THE REST OF THE STORY
Several years into Come before Winter’s history, Ron Holland, then missions minister for what is now The Hills Church of Christ, shared with Karen Alexander a report written by one of his ministry’s subcommittees years earlier as they were struggling to create a program to restore missionaries and increase longevity on the field.
The subcommittee had met three times, spending more than half of their allotted time together in prayer. Following the third meeting, they wrote their report. Here are some highlights of that report:
- The need for such a program was great.
- Any successful program would require getting the missionaries off-site, and missionaries would need to be fully funded.
- A team should be sent in to serve and encourage.
- The team must include a counselor and others with the maturity to listen to the needs of the missionaries and to pray with them and over them.
- The renewal team should be mature, have a propensity for prayer, and be discrete; members need not necessarily be a part of the church’s missions team.
- These events should be called “renewals,” should span a full week, and should:
- Include the blessings of worship, forgiveness through confession, edification, and encouragement.
- Create a safe haven where souls can be unburdened to confess and ask for prayer.
- Provide specific times for one-on-one prayer.
Even as they reported to the full group, they knew the plan could not be implemented. The cost of moving entire missionary families off-site was prohibitive.
However, unbeknownst to the missions committee, the weeks and months they wrestled and prayed over their plan coincided with the time that Karen was struggling and praying to make sense of her idea to serve missionaries worldwide. Though Karen and Ron had never met, the program outlined in Austin, Texas, and carried to Brazil in July 2001 for CbW’s inaugural renewal mirrored the committee’s recommendations so closely that Ron thought the Come before Winter group had somehow gained access to their report. Today, both Ron and Karen believe that God blessed the prayers of a north Texas subcommittee by directing hearts and minds hundreds of miles away.
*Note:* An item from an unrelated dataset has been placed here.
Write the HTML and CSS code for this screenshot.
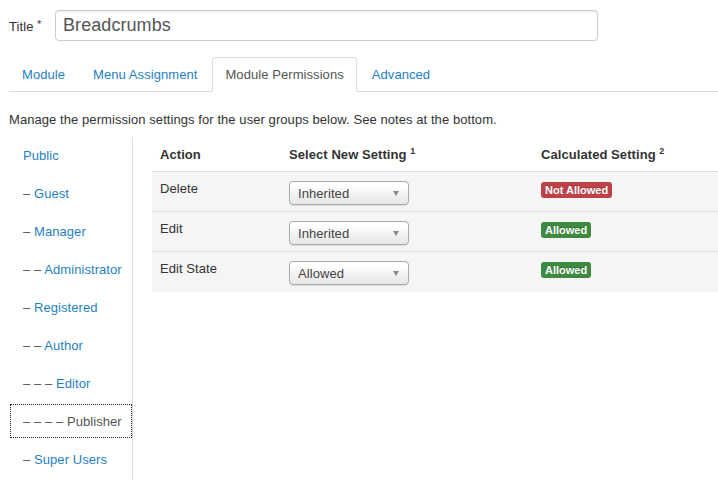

One final “coincidence” added to the sense that it was truly God who had envisioned the ministry and was directing the journey. With only a week or so left before the team’s training weekend for that first renewal in 2001, the group had yet to fill a significant role: a second pastoral prayer warrior who would pray one-on-one with participants at the event. Karen had asked Jeanene Reese to locate and recruit that last team member. Jeanene had been praying and inviting recruits for weeks, but to no avail. Growing weary of the task, she reached toward her phone, planning to call another, but as her hand touched the phone, she made a split-second decision to call Suzy Jeffrey, an elder’s wife at the Hills. Jeanene knew nothing of The Hills’ subcommittee, but Suzy did. She had been a member of that prayerful group, and she agreed to join the team a few days later. Though the renewal was already fully planned when Suzy joined the team, and though Karen and Suzy had never met, the event they would host together matched the subcommittee’s report as if they had collaborated. The last member of Come before Winter’s team understood the mission clearly. She would become a valued member of the ministry’s first leadership team and of its board of directors.
One cannot give what they don't have. Having my gas tank refilled, I can definitely function as an effective servant in God's ministry.